— AIM —
Reproduce the listing below exactly, minus its pictures.

— SUPPLIED DATA —
(begin)

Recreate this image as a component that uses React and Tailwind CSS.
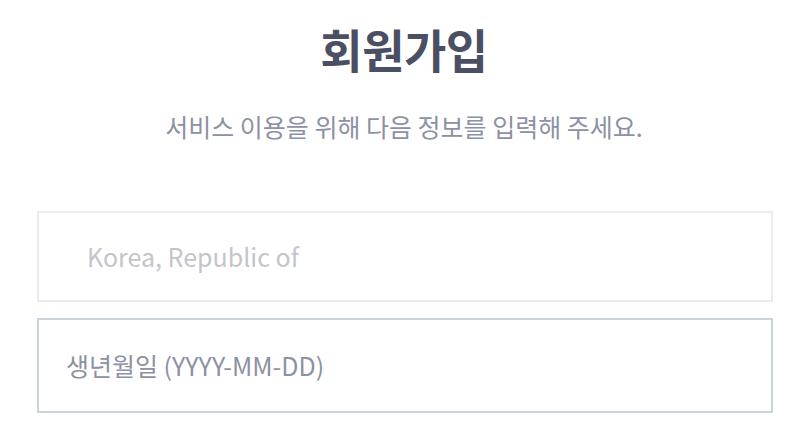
export default function App() {
  return (
    <div
      className="w-[800px] h-[425px] bg-white overflow-hidden"
      style={{ fontFamily: '"Noto Sans CJK KR", "Noto Sans", sans-serif' }}
    >
      <div className="flex flex-col items-center pt-[17px] pl-[8px]">
        <h1 className="text-[46px] leading-[62px] font-bold text-[#4b4f63] tracking-[-0.5px]">회원가입</h1>
        <p className="mt-[32px] text-[25px] leading-[30px] text-[#8c91a4]">
          서비스 이용을 위해 다음 정보를 입력해 주세요.
        </p>
      </div>
      <div className="mt-[70px] ml-[37px] w-[736px] flex flex-col gap-[16px]">
        <div className="h-[91px] border-2 border-[#e8ecf1] flex items-center pl-[48px]">
          <span className="text-[25px] text-[#c2c5cb]">Korea, Republic of</span>
        </div>
        <div className="h-[95px] border-2 border-[#cbd3dc] flex items-center pl-[27px]">
          <span className="text-[25px] text-[#8c91a4]">생년월일 (YYYY-MM-DD)</span>
        </div>
      </div>
    </div>
  );
}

(end)

— REPLY TO THE TASK —
Recreate this image as a component that uses React and Tailwind CSS.
export default function App() {
  return (
    <div
      className="w-[800px] h-[425px] bg-white overflow-hidden"
      style={{ fontFamily: '"Noto Sans CJK KR", "Noto Sans", sans-serif' }}
    >
      <div className="flex flex-col items-center pt-[17px] pl-[8px]">
        <h1 className="text-[46px] leading-[62px] font-bold text-[#4b4f63] tracking-[-0.5px]">회원가입</h1>
        <p className="mt-[32px] text-[25px] leading-[30px] text-[#8c91a4]">
          서비스 이용을 위해 다음 정보를 입력해 주세요.
        </p>
      </div>
      <div className="mt-[70px] ml-[37px] w-[736px] flex flex-col gap-[16px]">
        <div className="h-[91px] border-2 border-[#e8ecf1] flex items-center pl-[48px]">
          <span className="text-[25px] text-[#c2c5cb]">Korea, Republic of</span>
        </div>
        <div className="h-[95px] border-2 border-[#cbd3dc] flex items-center pl-[27px]">
          <span className="text-[25px] text-[#8c91a4]">생년월일 (YYYY-MM-DD)</span>
        </div>
      </div>
    </div>
  );
}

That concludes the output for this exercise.